UAL shares fell 76 percent to $3 after the article was posted on the Bloomberg financial news service. The magnitude of the decline may underscore the lack of confidence investors have in UAL and the troubled airline industry in general.

"A part of the reason why investors reacted so dramatically is because the airlines are on shaky financial footing," said Jim Corridore, equity analyst at Standard & Poor's.

He said stock in any company would have fallen on such a report, but not as much as UAL shares fell.

"I don't think we would see nearly the level we saw," Corridore said.

The airline industry has been battered severely by soaring fuel prices that have undone much of the progress airlines made during an industry-wide restructuring.

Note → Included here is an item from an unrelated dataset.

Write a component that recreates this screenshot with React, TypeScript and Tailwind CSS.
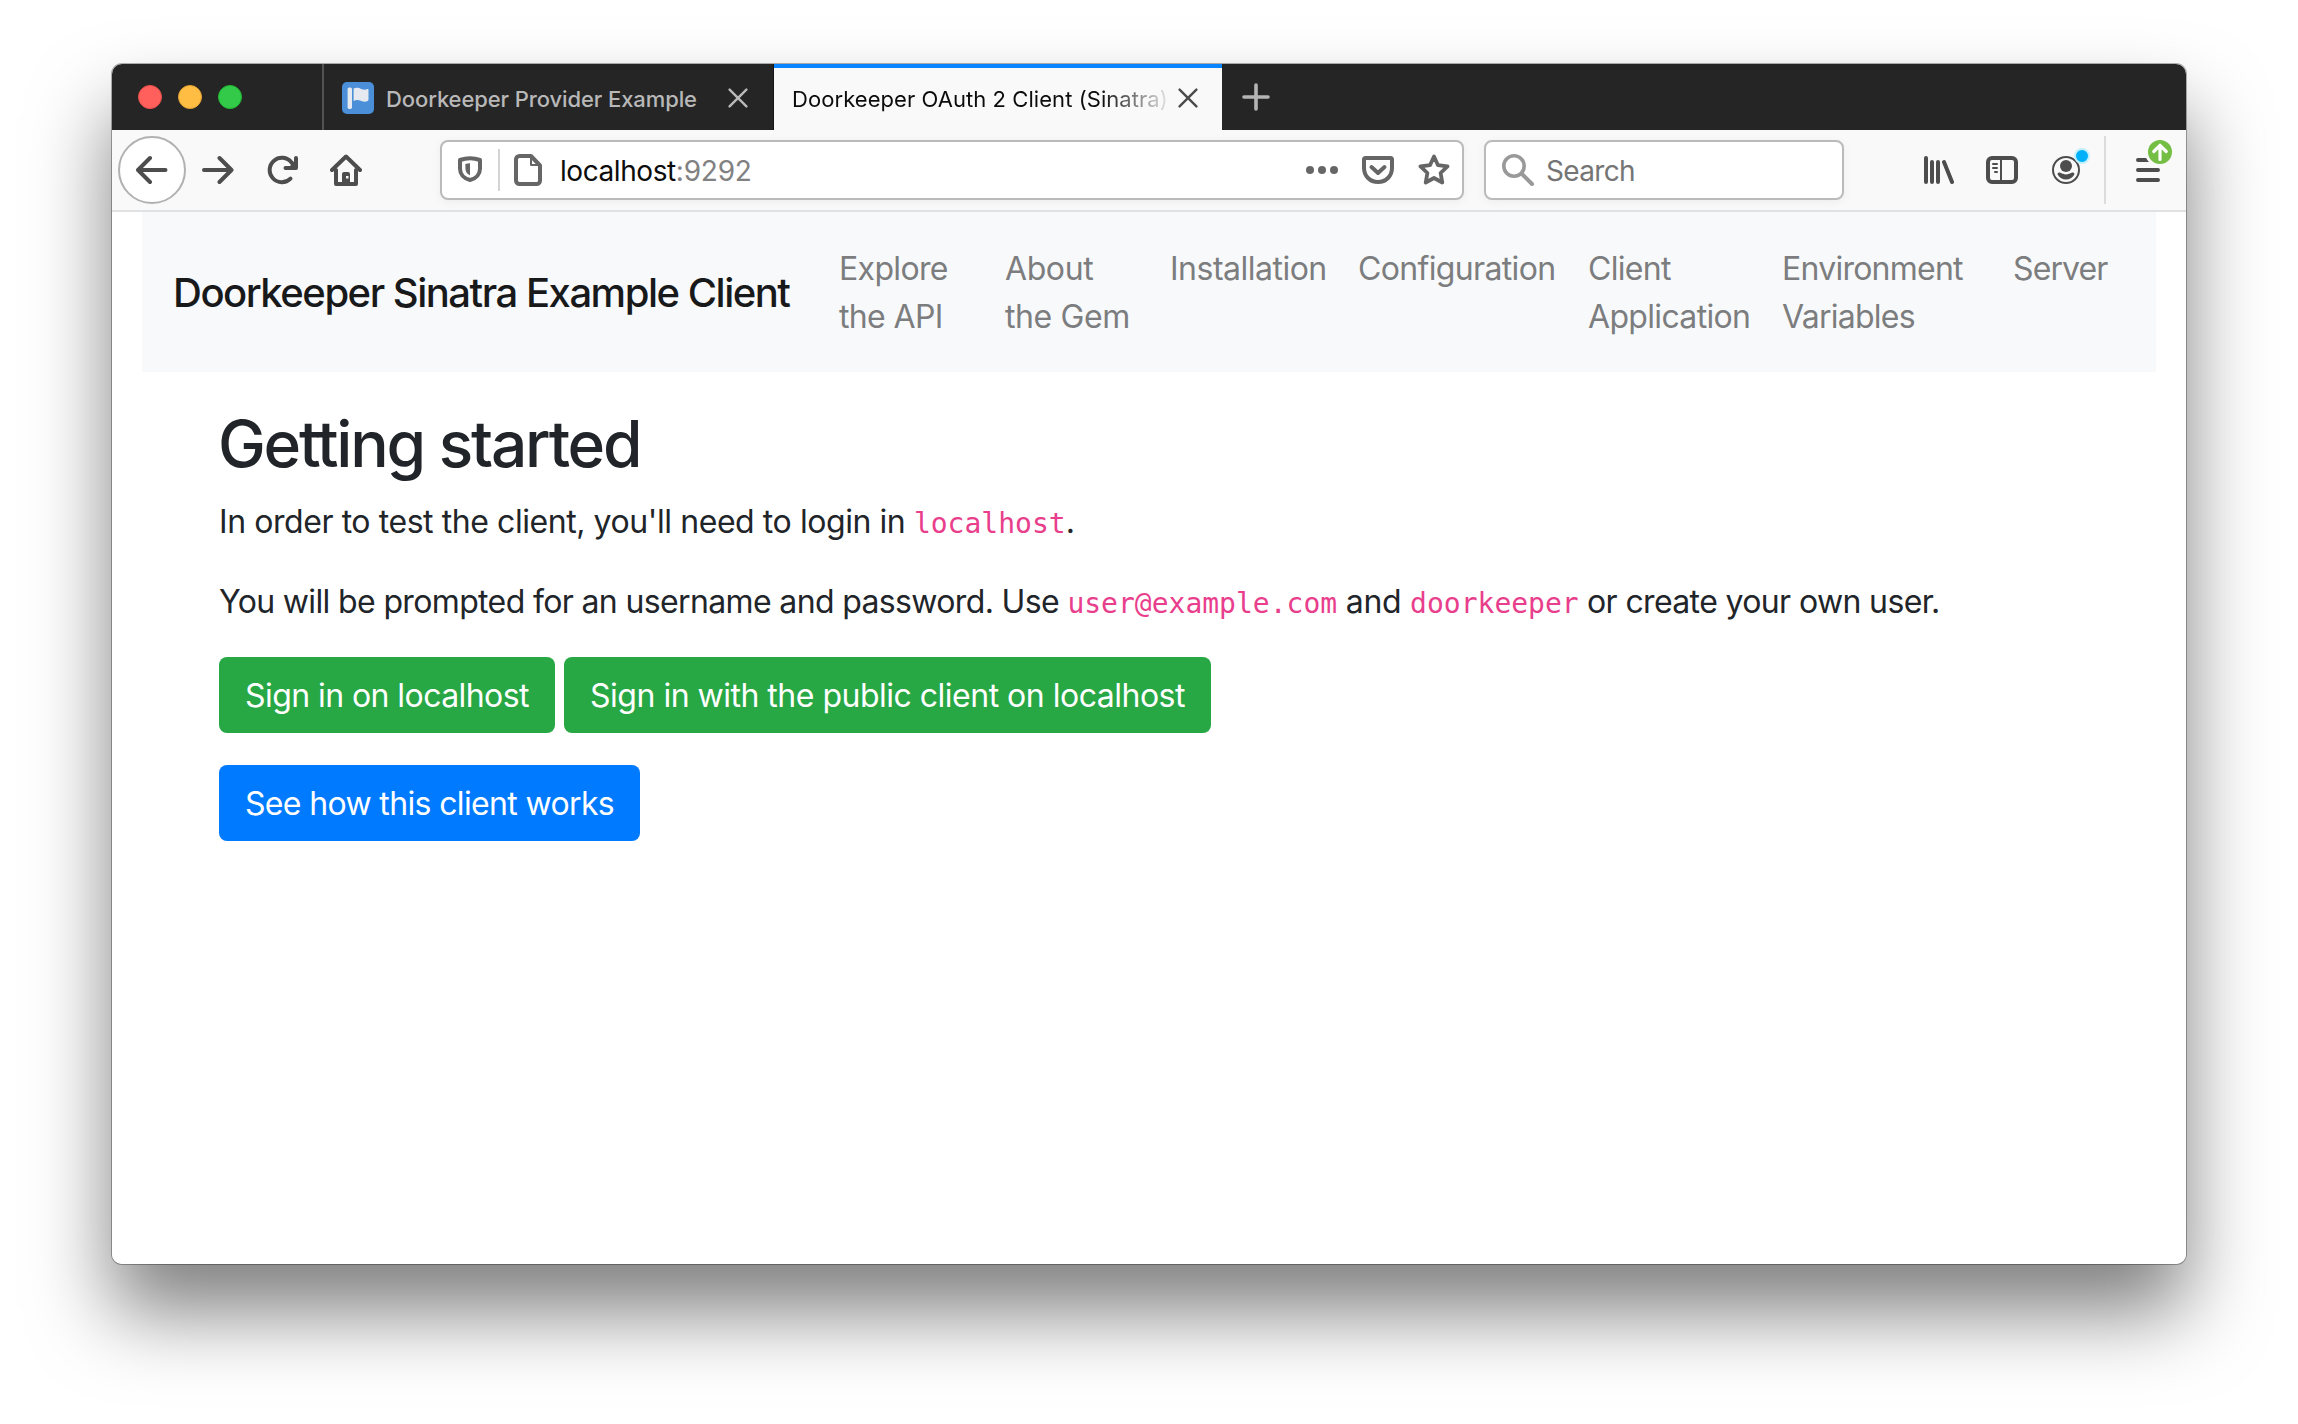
import type { ReactNode } from "react";

function Icon({ children, className = "" }: { children: ReactNode; className?: string }) {
  return (
    <svg
      viewBox="0 0 32 32"
      className={"size-8 shrink-0 " + className}
      fill="none"
      stroke="currentColor"
      strokeWidth={4}
      strokeLinecap="round"
      strokeLinejoin="round"
    >
      {children}
    </svg>
  );
}

function CloseIcon({ className }: { className: string }) {
  return (
    <svg viewBox="0 0 20 20" className={"size-5 shrink-0 " + className} fill="none" stroke="currentColor" strokeWidth={2.4} strokeLinecap="round">
      <path d="M1.6 1.6l16.8 16.8M18.4 1.6L1.6 18.4" />
    </svg>
  );
}

function TabBar() {
  return (
    <div className="flex h-[66px] bg-[#252525]">
      <div className="flex w-[212px] shrink-0 items-center gap-4 border-r-2 border-[#525252] pl-[26px]">
        <span className="size-6 rounded-full border border-[#ea4f4a] bg-[#ff605c]" />
        <span className="size-6 rounded-full border border-[#e3a233] bg-[#ffbd44]" />
        <span className="size-6 rounded-full border border-[#20b833] bg-[#34ca49]" />
      </div>
      <div className="flex w-[450px] shrink-0 items-center border-r border-[#151515] pt-0.5 pl-[18px]">
        <svg viewBox="0 0 32 32" className="size-8 shrink-0">
          <rect width="32" height="32" rx="5" fill="#4a8fd8" />
          <rect x="5.6" y="5.5" width="4.4" height="21.4" rx="1.6" fill="#e6eaf0" />
          <path
            d="M11.6 6.6c3-1.4 5.400-.5 7.600.4 2.400.9 4.400.9 6.200.1.700-.3 1.100 0 1.100.7v10c0 .6-.3 1-.9 1.300-2.200 1-4.600.6-6.800-.4-2.300-1-4.600-1.100-7.200.2z"
            fill="#e6eaf0"
          />
        </svg>
        <span className="ml-3 pt-0.5 text-[22px] leading-8 font-medium tracking-[-0.1px] whitespace-nowrap text-[#b8b8b8]">
          Doorkeeper Provider Example
        </span>
        <CloseIcon className="ml-[31px] text-[#b8b8b8]" />
      </div>
      <div className="flex w-[448px] shrink-0 items-center border-t-4 border-[#0a84ff] bg-[#f9f9fa] pl-[18px]">
        <span className="w-[377px] shrink-0 overflow-hidden bg-[linear-gradient(90deg,#0c0c0d_82%,#0c0c0d10_100%)] bg-clip-text text-[22px] leading-8 tracking-[0.06px] whitespace-nowrap text-transparent">
          Doorkeeper OAuth 2 Client (Sinatra)
        </span>
        <CloseIcon className="-mt-0.5 ml-[9px] text-[#4c4c4d]" />
      </div>
      <Icon className="mt-[17px] ml-[18px] text-[#b4b4b4]">
        <path d="M16 4v24M4 16h24" strokeWidth={3.6} />
      </Icon>
    </div>
  );
}

function UrlBar() {
  return (
    <div className="ml-[78px] flex h-[60px] w-[1024px] shrink-0 items-center rounded-lg border-2 border-[#bababa] bg-white text-[#666] shadow-[0_2px_10px_rgba(0,0,0,0.05)]">
      <Icon className="ml-3">
        <path d="M16 4.200c3.600 0 7 .7 10 1.800v8.500c0 5.500-3.500 10-10 11.500-6.500-1.500-10-6-10-11.500V6c3-1.100 6.400-1.800 10-1.800z" />
        <path d="M16 9.300v12c-3.300-1.300-4.600-4-4.600-7.300v-4c1.500-.4 3-.7 4.600-.7z" fill="currentColor" stroke="none" />
      </Icon>
      <span className="ml-3 h-[42px] w-0.5 bg-[#d4d4d4]" />
      <Icon className="ml-3">
        <path d="M7.500 2H19l9 9.500v15a3.500 3.500 0 0 1-3.500 3.500h-17A3.500 3.500 0 0 1 4 26.500v-21A3.500 3.500 0 0 1 7.500 2z" />
        <path d="M19 2.500V11h8.500" strokeWidth={2} />
      </Icon>
      <span className="ml-4 pt-0.5 text-[28px] leading-10 whitespace-nowrap">
        <span className="tracking-[-0.43px] text-[#0c0c0d]">localhost</span>
        <span className="tracking-[-0.2px] text-[#818182]">:9292</span>
      </span>
      <Icon className="ml-auto">
        <g fill="currentColor" stroke="none">
          <circle cx="4" cy="16" r="4" />
          <circle cx="16" cy="16" r="4" />
          <circle cx="28" cy="16" r="4" />
        </g>
      </Icon>
      <Icon className="ml-6">
        <path d="M3.500 4h25a1.500 1.500 0 0 1 1.500 1.500V14c0 8-6 14-14 14S2 22 2 14V5.500A1.500 1.500 0 0 1 3.500 4z" />
        <path d="M9.500 13l6.500 6 6.500-6" />
      </Icon>
      <Icon className="mr-3 ml-6">
        <path d="M16 2.500l4 8.700 9.500 1.200-6.900 6.600 1.700 9.500L16 24l-8.300 4.500L9.400 19l-6.900-6.600 9.500-1.200z" strokeWidth={3.800} />
      </Icon>
    </div>
  );
}

function Toolbar() {
  return (
    <div className="flex h-[82px] items-center border-b-2 border-[#e0e1e2] bg-[#f9f9fa] text-[#4d4d4e]">
      <div className="ml-1.5 flex size-[68px] shrink-0 items-center justify-center rounded-full border-2 border-[#b1b1b1] bg-white">
        <Icon>
          <path d="M29.500 16H3M14 4L2 16l12 12" />
        </Icon>
      </div>
      <Icon className="ml-4">
        <path d="M2 16h27M17.500 4l12 12-12 12" />
      </Icon>
      <Icon className="ml-8">
        <path d="M24.500 24.600A12.200 12.200 0 1 1 25.500 8.500L28 11" />
        <path d="M30 4v10H19.500" />
        <path d="M24 12l6-6v8h-7z" fill="currentColor" stroke="none" />
      </Icon>
      <Icon className="ml-8">
        <path d="M2 16L16 2.500 30 16M6 16v14h20V16" />
        <path d="M12 30V20a2 2 0 0 1 2-2h4a2 2 0 0 1 2 2v10z" fill="currentColor" stroke="none" />
        <rect x="16" y="22" width="2.500" height="2.500" fill="#f9f9fa" stroke="none" />
      </Icon>
      <UrlBar />
      <div className="ml-5 flex h-[60px] w-[360px] shrink-0 items-center rounded-lg border-2 border-[#bababa] bg-white shadow-[0_2px_10px_rgba(0,0,0,0.05)]">
        <Icon className="ml-4 text-[#999]">
          <circle cx="12" cy="12" r="10.200" strokeWidth={3.600} />
          <path d="M20 20l10 10" />
        </Icon>
        <span className="ml-3 pt-0.5 text-[28px] leading-10 tracking-[-0.67px] text-[#757575]">Search</span>
      </div>
      <Icon className="ml-[78px]">
        <path d="M4 4v24M10 8v20M16 8v20M22 8l8 20" />
      </Icon>
      <Icon className="ml-8">
        <rect x="2" y="4" width="28" height="24" rx="4" />
        <path d="M15 4v24" strokeWidth={2} />
        <path d="M7 10h4M7 14h4M9 18h2" strokeWidth={2} />
      </Icon>
      <div className="relative ml-8 size-8 shrink-0">
        <Icon>
          <circle cx="16" cy="16" r="13" strokeWidth={2} />
          <circle cx="16" cy="12" r="6" fill="currentColor" stroke="none" />
          <path d="M10 18.600c3.500 2.400 8.500 2.400 12 0 1.600-.8 3 .9 2.200 2.200-3.200 6.300-13.200 6.300-16.400 0-.8-1.300.6-3 2.200-2.200z" fill="currentColor" stroke="none" />
        </Icon>
        <span className="absolute -top-1.5 left-6 size-4 rounded-full border-2 border-[#c3effd] bg-[#00b0f8]" />
      </div>
      <span className="ml-[22px] h-[68px] w-0.5 shrink-0 bg-[#dcdcdd]" />
      <div className="relative ml-[26px] size-8 shrink-0">
        <Icon>
          <path d="M6 6h20M6 16h20M6 26h20" />
        </Icon>
        <svg viewBox="0 0 30 30" className="absolute -top-[17px] left-[13px] size-[30px]" fill="none">
          <circle cx="15" cy="15" r="15" fill="#f9f9fa" />
          <circle cx="15" cy="15" r="12" fill="#73be43" />
          <path d="M15 22.500V8.500M8.800 14.500L15 8.300l6.200 6.200" stroke="#fff" strokeWidth={3.200} strokeLinecap="round" strokeLinejoin="round" />
        </svg>
      </div>
    </div>
  );
}

function NavItem({ className, children }: { className: string; children: ReactNode }) {
  return <a className={"shrink-0 pt-[17px] pb-[15px] text-[#7c7d7e] " + className}>{children}</a>;
}

function Code({ children }: { children: ReactNode }) {
  return <code className="font-['DejaVu_Sans_Mono',monospace] text-[28px] tracking-normal text-[#e83e8c]">{children}</code>;
}

export default function App() {
  return (
    <div className="h-[1424px] w-[2298px] overflow-hidden bg-white pt-16 pl-28 font-['Inter',sans-serif]">
      <div className="w-[2074px] rounded-[10px] shadow-[0_0_0_1px_rgba(0,0,0,0.3),0_48px_80px_rgba(0,0,0,0.5)]">
        <div className="h-[1200px] overflow-hidden rounded-[10px] bg-white">
          <TabBar />
          <Toolbar />
          <nav className="mr-[30px] ml-[30px] flex h-40 items-center bg-[#f8f9fb] pl-[31px] text-[32px] leading-[48px] tracking-[-0.6px]">
            <span className="w-[666px] shrink-0 pt-0.5 text-[40px] leading-[60px] font-medium tracking-[-1.48px] whitespace-nowrap text-[#18191a]">
              Doorkeeper Sinatra Example Client
            </span>
            <div className="flex items-start">
              <NavItem className="w-[166px] tracking-[-0.65px]">Explore<br />the API</NavItem>
              <NavItem className="w-[165px] tracking-[-0.4px]">About<br />the Gem</NavItem>
              <NavItem className="w-[188px] tracking-[-0.5px]">Installation</NavItem>
              <NavItem className="w-[230px] tracking-[-0.65px]">Configuration</NavItem>
              <NavItem className="w-[194px] tracking-[-0.67px]">Client<br />Application</NavItem>
              <NavItem className="w-[231px] tracking-[-0.75px]">Environment<br />Variables</NavItem>
              <NavItem className="tracking-[-0.9px]">Server</NavItem>
            </div>
          </nav>
          <main className="pt-8 pl-[107px] text-[32px] leading-[48px] tracking-[-0.6px] text-[#212529]">
            <h1 className="mb-[14px] -ml-px pt-0.5 text-[64px] leading-[76.800px] font-medium tracking-[-2.220px]">Getting started</h1>
            <p className="mb-8 h-12 pt-px whitespace-nowrap">
              <span className="tracking-[-0.43px]">In order to test the client, you'll need to login in </span>
              <Code>localhost</Code>.
            </p>
            <p className="mb-8 h-12 pt-px whitespace-nowrap">
              <span className="tracking-[-0.64px]">You will be prompted for an username and password. Use </span>
              <Code>user@example.com</Code>
              <span className="tracking-[-0.3px]"> and </span>
              <Code>doorkeeper</Code>
              <span className="tracking-[-0.630px]"> or create your own user.</span>
            </p>
            <div className="mb-8 flex gap-[9px] text-white">
              <button className="h-[76px] w-[336px] rounded-lg bg-[#28a745] pt-0.5 tracking-[-0.57px] whitespace-nowrap">Sign in on localhost</button>
              <button className="h-[76px] w-[647px] rounded-lg bg-[#28a745] pt-0.5 tracking-[-0.5px] whitespace-nowrap">
                Sign in with the public client on localhost
              </button>
            </div>
            <button className="h-[76px] w-[421px] rounded-lg bg-[#007bff] pt-0.5 tracking-[-0.64px] whitespace-nowrap text-white">
              See how this client works
            </button>
          </main>
        </div>
      </div>
    </div>
  );
}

UAL, US Airways Group Inc (LCC.N), Delta Air Lines Inc (DAL.N) and Northwest Airlines Corp NWA.N have each reorganized in Chapter 11. But persistently high fuel prices have eroded airline earnings, and earlier this year, analysts began looking at the liquidity positions of airlines for signs of potential insolvency.

"United continues to execute its previously announced business plan to successfully navigate through an environment marked by volatile fuel prices and continues to have strong liquidity," the company said in a statement.

Trade in UAL shares were halted on Nasdaq after the false report hammered shares. The stock rebounded somewhat when trading resumed, but shares were down 9.8 percent at $11.09 in late afternoon trade, compared with the Amex airline index.XAL, which was down 1.7 percent.

CAUSE OF INCIDENT UNKNOWN

The Sun-Sentinel did not explain how the article, first published on December 10, 2002, appeared on its site. Tribune Co, which owns both the Sun-Sentinel and the Chicago Tribune, acknowledged that the story was not current and said only that it was "looking into the situation."

The article has been removed from the Sun-Sentinel website. It was unclear how long the story was on the Sun-Sentinel site.

Joe Schwerdt, who runs the Sun-Sentinel's website, told the Chicago Tribune that company records show that no one at the paper had opened the story file since 2003 and that no one outside the paper had access to the file.

The article hit shares only after it reached a much wider audience later in the day, when a staffer for investment advisory firm Income Securities Advisors posted it to Bloomberg.

Richard Lehmann, president of Income Securities Advisors, said the company employs reporters to comb the Internet for investment news. The reporters post their findings to Bloomberg.

The staffer on Monday typed the search terms "bankruptcy" and "2008" into the Google Inc (GOOG.O) search engine, which revealed the Tribune story on the Sun-Sentinel site.

"It's very suspicious," Lehmann said, referring to the appearance of the article on Google's news findings. He said his employee followed normal procedures and Income Securities Advisors has no shares in UAL.

"We have no economic interest in United Airlines," he said.